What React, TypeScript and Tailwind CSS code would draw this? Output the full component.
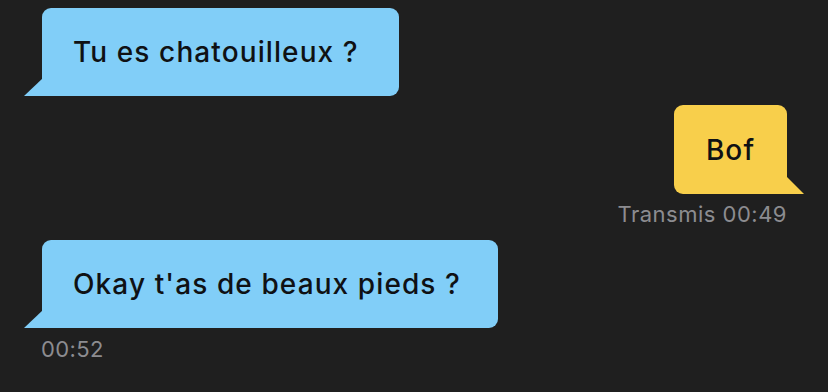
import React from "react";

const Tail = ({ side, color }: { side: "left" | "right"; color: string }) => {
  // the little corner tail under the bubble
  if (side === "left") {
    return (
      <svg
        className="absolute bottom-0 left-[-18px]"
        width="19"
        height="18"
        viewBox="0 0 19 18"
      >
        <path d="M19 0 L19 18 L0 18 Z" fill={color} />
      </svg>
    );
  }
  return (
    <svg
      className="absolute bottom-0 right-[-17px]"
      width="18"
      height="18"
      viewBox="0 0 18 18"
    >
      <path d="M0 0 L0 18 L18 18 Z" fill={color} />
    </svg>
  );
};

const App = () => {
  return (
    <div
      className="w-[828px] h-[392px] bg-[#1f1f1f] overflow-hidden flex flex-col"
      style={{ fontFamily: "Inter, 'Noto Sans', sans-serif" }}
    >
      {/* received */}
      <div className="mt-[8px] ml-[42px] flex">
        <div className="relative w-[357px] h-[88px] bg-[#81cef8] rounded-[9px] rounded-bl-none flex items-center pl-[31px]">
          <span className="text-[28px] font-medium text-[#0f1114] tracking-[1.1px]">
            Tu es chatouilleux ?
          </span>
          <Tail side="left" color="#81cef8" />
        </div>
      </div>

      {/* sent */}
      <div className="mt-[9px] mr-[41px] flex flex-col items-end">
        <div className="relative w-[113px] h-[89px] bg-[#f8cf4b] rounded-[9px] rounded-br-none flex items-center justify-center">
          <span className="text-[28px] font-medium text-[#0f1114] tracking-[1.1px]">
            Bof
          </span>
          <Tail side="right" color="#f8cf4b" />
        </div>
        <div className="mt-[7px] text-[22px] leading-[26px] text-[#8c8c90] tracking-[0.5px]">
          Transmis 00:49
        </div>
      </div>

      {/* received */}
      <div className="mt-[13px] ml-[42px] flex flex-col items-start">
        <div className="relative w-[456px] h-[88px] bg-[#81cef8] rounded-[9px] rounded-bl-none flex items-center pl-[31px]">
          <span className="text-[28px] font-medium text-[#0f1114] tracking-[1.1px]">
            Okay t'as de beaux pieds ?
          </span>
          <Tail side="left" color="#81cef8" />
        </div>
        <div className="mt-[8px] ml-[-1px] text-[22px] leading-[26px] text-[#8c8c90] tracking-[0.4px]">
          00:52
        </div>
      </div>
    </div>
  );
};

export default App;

» Goal
Copy the data exactly. Any picture it contains is to be omitted.

» Exercise solution
What React, TypeScript and Tailwind CSS code would draw this? Output the full component.
import React from "react";

const Tail = ({ side, color }: { side: "left" | "right"; color: string }) => {
  // the little corner tail under the bubble
  if (side === "left") {
    return (
      <svg
        className="absolute bottom-0 left-[-18px]"
        width="19"
        height="18"
        viewBox="0 0 19 18"
      >
        <path d="M19 0 L19 18 L0 18 Z" fill={color} />
      </svg>
    );
  }
  return (
    <svg
      className="absolute bottom-0 right-[-17px]"
      width="18"
      height="18"
      viewBox="0 0 18 18"
    >
      <path d="M0 0 L0 18 L18 18 Z" fill={color} />
    </svg>
  );
};

const App = () => {
  return (
    <div
      className="w-[828px] h-[392px] bg-[#1f1f1f] overflow-hidden flex flex-col"
      style={{ fontFamily: "Inter, 'Noto Sans', sans-serif" }}
    >
      {/* received */}
      <div className="mt-[8px] ml-[42px] flex">
        <div className="relative w-[357px] h-[88px] bg-[#81cef8] rounded-[9px] rounded-bl-none flex items-center pl-[31px]">
          <span className="text-[28px] font-medium text-[#0f1114] tracking-[1.1px]">
            Tu es chatouilleux ?
          </span>
          <Tail side="left" color="#81cef8" />
        </div>
      </div>

      {/* sent */}
      <div className="mt-[9px] mr-[41px] flex flex-col items-end">
        <div className="relative w-[113px] h-[89px] bg-[#f8cf4b] rounded-[9px] rounded-br-none flex items-center justify-center">
          <span className="text-[28px] font-medium text-[#0f1114] tracking-[1.1px]">
            Bof
          </span>
          <Tail side="right" color="#f8cf4b" />
        </div>
        <div className="mt-[7px] text-[22px] leading-[26px] text-[#8c8c90] tracking-[0.5px]">
          Transmis 00:49
        </div>
      </div>

      {/* received */}
      <div className="mt-[13px] ml-[42px] flex flex-col items-start">
        <div className="relative w-[456px] h-[88px] bg-[#81cef8] rounded-[9px] rounded-bl-none flex items-center pl-[31px]">
          <span className="text-[28px] font-medium text-[#0f1114] tracking-[1.1px]">
            Okay t'as de beaux pieds ?
          </span>
          <Tail side="left" color="#81cef8" />
        </div>
        <div className="mt-[8px] ml-[-1px] text-[22px] leading-[26px] text-[#8c8c90] tracking-[0.4px]">
          00:52
        </div>
      </div>
    </div>
  );
};

export default App;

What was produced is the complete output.